GIVEN INSTRUCTION
Output the material beneath exactly, leaving nothing out.

DATASET EXCERPT
——

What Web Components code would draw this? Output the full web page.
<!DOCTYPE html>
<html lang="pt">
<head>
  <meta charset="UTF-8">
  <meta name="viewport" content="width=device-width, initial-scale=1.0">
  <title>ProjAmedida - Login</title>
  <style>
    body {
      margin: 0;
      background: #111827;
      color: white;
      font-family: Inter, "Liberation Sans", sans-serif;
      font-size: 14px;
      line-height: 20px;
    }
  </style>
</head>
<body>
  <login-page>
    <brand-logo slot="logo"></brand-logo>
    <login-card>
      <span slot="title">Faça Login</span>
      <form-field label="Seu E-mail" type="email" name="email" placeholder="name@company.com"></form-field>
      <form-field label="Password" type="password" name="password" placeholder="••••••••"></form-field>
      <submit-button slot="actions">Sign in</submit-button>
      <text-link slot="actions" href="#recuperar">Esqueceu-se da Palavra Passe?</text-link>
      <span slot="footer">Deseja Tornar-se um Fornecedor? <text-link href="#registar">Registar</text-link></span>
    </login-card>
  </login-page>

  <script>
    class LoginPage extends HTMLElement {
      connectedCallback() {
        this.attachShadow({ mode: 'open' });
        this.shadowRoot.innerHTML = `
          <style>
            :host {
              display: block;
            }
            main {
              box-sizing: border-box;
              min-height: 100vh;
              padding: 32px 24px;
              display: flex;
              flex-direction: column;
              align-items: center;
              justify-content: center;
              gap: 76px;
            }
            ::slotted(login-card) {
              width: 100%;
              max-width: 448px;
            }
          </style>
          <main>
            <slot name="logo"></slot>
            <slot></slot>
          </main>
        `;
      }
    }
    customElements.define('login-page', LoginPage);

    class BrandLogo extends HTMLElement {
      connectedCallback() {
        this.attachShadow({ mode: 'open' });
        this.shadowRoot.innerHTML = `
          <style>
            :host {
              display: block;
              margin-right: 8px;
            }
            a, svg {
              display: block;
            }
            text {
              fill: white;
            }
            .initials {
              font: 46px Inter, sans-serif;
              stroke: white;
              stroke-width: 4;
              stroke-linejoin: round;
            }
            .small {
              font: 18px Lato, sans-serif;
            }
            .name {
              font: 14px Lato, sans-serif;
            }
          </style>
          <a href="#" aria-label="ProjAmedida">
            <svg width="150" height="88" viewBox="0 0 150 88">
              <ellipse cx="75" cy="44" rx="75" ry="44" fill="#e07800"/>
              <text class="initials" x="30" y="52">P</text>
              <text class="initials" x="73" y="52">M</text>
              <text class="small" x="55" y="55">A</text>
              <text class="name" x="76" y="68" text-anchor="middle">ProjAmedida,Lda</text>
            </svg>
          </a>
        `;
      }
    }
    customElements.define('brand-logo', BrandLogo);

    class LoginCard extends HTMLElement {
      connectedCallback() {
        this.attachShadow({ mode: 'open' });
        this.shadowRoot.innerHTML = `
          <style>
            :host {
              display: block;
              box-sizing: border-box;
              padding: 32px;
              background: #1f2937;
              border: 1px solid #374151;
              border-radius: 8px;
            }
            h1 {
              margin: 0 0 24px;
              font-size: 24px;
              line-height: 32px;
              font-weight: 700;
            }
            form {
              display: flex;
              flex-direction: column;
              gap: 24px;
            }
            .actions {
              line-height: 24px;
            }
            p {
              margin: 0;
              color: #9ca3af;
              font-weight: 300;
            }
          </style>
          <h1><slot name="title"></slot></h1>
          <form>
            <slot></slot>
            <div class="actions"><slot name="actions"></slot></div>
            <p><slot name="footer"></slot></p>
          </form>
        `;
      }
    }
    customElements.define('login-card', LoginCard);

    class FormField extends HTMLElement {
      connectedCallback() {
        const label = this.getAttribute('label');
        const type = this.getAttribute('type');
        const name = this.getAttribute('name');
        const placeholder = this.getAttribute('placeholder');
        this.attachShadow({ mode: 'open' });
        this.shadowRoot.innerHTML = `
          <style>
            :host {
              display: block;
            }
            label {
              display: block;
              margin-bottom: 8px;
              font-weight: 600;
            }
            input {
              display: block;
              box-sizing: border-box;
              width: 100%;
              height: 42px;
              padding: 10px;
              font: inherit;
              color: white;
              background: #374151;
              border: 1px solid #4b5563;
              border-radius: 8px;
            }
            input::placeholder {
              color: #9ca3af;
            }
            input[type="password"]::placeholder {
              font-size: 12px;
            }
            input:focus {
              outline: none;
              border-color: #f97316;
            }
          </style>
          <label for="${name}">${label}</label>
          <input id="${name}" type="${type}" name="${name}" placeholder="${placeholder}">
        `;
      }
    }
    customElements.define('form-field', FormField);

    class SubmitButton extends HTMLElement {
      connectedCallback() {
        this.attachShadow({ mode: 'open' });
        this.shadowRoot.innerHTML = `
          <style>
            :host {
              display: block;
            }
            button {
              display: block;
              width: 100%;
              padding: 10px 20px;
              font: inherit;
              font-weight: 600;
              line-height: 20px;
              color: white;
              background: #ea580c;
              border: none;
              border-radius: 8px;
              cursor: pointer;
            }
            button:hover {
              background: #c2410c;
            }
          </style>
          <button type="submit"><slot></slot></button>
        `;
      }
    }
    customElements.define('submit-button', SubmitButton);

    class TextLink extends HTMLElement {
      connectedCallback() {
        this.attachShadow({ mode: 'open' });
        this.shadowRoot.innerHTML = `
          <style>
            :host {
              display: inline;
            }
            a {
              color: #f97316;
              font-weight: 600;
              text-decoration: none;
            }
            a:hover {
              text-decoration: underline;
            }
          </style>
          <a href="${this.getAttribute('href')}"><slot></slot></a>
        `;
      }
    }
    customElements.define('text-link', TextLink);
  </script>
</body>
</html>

——

OUTPUT FOR THIS TASK
What Web Components code would draw this? Output the full web page.
<!DOCTYPE html>
<html lang="pt">
<head>
  <meta charset="UTF-8">
  <meta name="viewport" content="width=device-width, initial-scale=1.0">
  <title>ProjAmedida - Login</title>
  <style>
    body {
      margin: 0;
      background: #111827;
      color: white;
      font-family: Inter, "Liberation Sans", sans-serif;
      font-size: 14px;
      line-height: 20px;
    }
  </style>
</head>
<body>
  <login-page>
    <brand-logo slot="logo"></brand-logo>
    <login-card>
      <span slot="title">Faça Login</span>
      <form-field label="Seu E-mail" type="email" name="email" placeholder="name@company.com"></form-field>
      <form-field label="Password" type="password" name="password" placeholder="••••••••"></form-field>
      <submit-button slot="actions">Sign in</submit-button>
      <text-link slot="actions" href="#recuperar">Esqueceu-se da Palavra Passe?</text-link>
      <span slot="footer">Deseja Tornar-se um Fornecedor? <text-link href="#registar">Registar</text-link></span>
    </login-card>
  </login-page>

  <script>
    class LoginPage extends HTMLElement {
      connectedCallback() {
        this.attachShadow({ mode: 'open' });
        this.shadowRoot.innerHTML = `
          <style>
            :host {
              display: block;
            }
            main {
              box-sizing: border-box;
              min-height: 100vh;
              padding: 32px 24px;
              display: flex;
              flex-direction: column;
              align-items: center;
              justify-content: center;
              gap: 76px;
            }
            ::slotted(login-card) {
              width: 100%;
              max-width: 448px;
            }
          </style>
          <main>
            <slot name="logo"></slot>
            <slot></slot>
          </main>
        `;
      }
    }
    customElements.define('login-page', LoginPage);

    class BrandLogo extends HTMLElement {
      connectedCallback() {
        this.attachShadow({ mode: 'open' });
        this.shadowRoot.innerHTML = `
          <style>
            :host {
              display: block;
              margin-right: 8px;
            }
            a, svg {
              display: block;
            }
            text {
              fill: white;
            }
            .initials {
              font: 46px Inter, sans-serif;
              stroke: white;
              stroke-width: 4;
              stroke-linejoin: round;
            }
            .small {
              font: 18px Lato, sans-serif;
            }
            .name {
              font: 14px Lato, sans-serif;
            }
          </style>
          <a href="#" aria-label="ProjAmedida">
            <svg width="150" height="88" viewBox="0 0 150 88">
              <ellipse cx="75" cy="44" rx="75" ry="44" fill="#e07800"/>
              <text class="initials" x="30" y="52">P</text>
              <text class="initials" x="73" y="52">M</text>
              <text class="small" x="55" y="55">A</text>
              <text class="name" x="76" y="68" text-anchor="middle">ProjAmedida,Lda</text>
            </svg>
          </a>
        `;
      }
    }
    customElements.define('brand-logo', BrandLogo);

    class LoginCard extends HTMLElement {
      connectedCallback() {
        this.attachShadow({ mode: 'open' });
        this.shadowRoot.innerHTML = `
          <style>
            :host {
              display: block;
              box-sizing: border-box;
              padding: 32px;
              background: #1f2937;
              border: 1px solid #374151;
              border-radius: 8px;
            }
            h1 {
              margin: 0 0 24px;
              font-size: 24px;
              line-height: 32px;
              font-weight: 700;
            }
            form {
              display: flex;
              flex-direction: column;
              gap: 24px;
            }
            .actions {
              line-height: 24px;
            }
            p {
              margin: 0;
              color: #9ca3af;
              font-weight: 300;
            }
          </style>
          <h1><slot name="title"></slot></h1>
          <form>
            <slot></slot>
            <div class="actions"><slot name="actions"></slot></div>
            <p><slot name="footer"></slot></p>
          </form>
        `;
      }
    }
    customElements.define('login-card', LoginCard);

    class FormField extends HTMLElement {
      connectedCallback() {
        const label = this.getAttribute('label');
        const type = this.getAttribute('type');
        const name = this.getAttribute('name');
        const placeholder = this.getAttribute('placeholder');
        this.attachShadow({ mode: 'open' });
        this.shadowRoot.innerHTML = `
          <style>
            :host {
              display: block;
            }
            label {
              display: block;
              margin-bottom: 8px;
              font-weight: 600;
            }
            input {
              display: block;
              box-sizing: border-box;
              width: 100%;
              height: 42px;
              padding: 10px;
              font: inherit;
              color: white;
              background: #374151;
              border: 1px solid #4b5563;
              border-radius: 8px;
            }
            input::placeholder {
              color: #9ca3af;
            }
            input[type="password"]::placeholder {
              font-size: 12px;
            }
            input:focus {
              outline: none;
              border-color: #f97316;
            }
          </style>
          <label for="${name}">${label}</label>
          <input id="${name}" type="${type}" name="${name}" placeholder="${placeholder}">
        `;
      }
    }
    customElements.define('form-field', FormField);

    class SubmitButton extends HTMLElement {
      connectedCallback() {
        this.attachShadow({ mode: 'open' });
        this.shadowRoot.innerHTML = `
          <style>
            :host {
              display: block;
            }
            button {
              display: block;
              width: 100%;
              padding: 10px 20px;
              font: inherit;
              font-weight: 600;
              line-height: 20px;
              color: white;
              background: #ea580c;
              border: none;
              border-radius: 8px;
              cursor: pointer;
            }
            button:hover {
              background: #c2410c;
            }
          </style>
          <button type="submit"><slot></slot></button>
        `;
      }
    }
    customElements.define('submit-button', SubmitButton);

    class TextLink extends HTMLElement {
      connectedCallback() {
        this.attachShadow({ mode: 'open' });
        this.shadowRoot.innerHTML = `
          <style>
            :host {
              display: inline;
            }
            a {
              color: #f97316;
              font-weight: 600;
              text-decoration: none;
            }
            a:hover {
              text-decoration: underline;
            }
          </style>
          <a href="${this.getAttribute('href')}"><slot></slot></a>
        `;
      }
    }
    customElements.define('text-link', TextLink);
  </script>
</body>
</html>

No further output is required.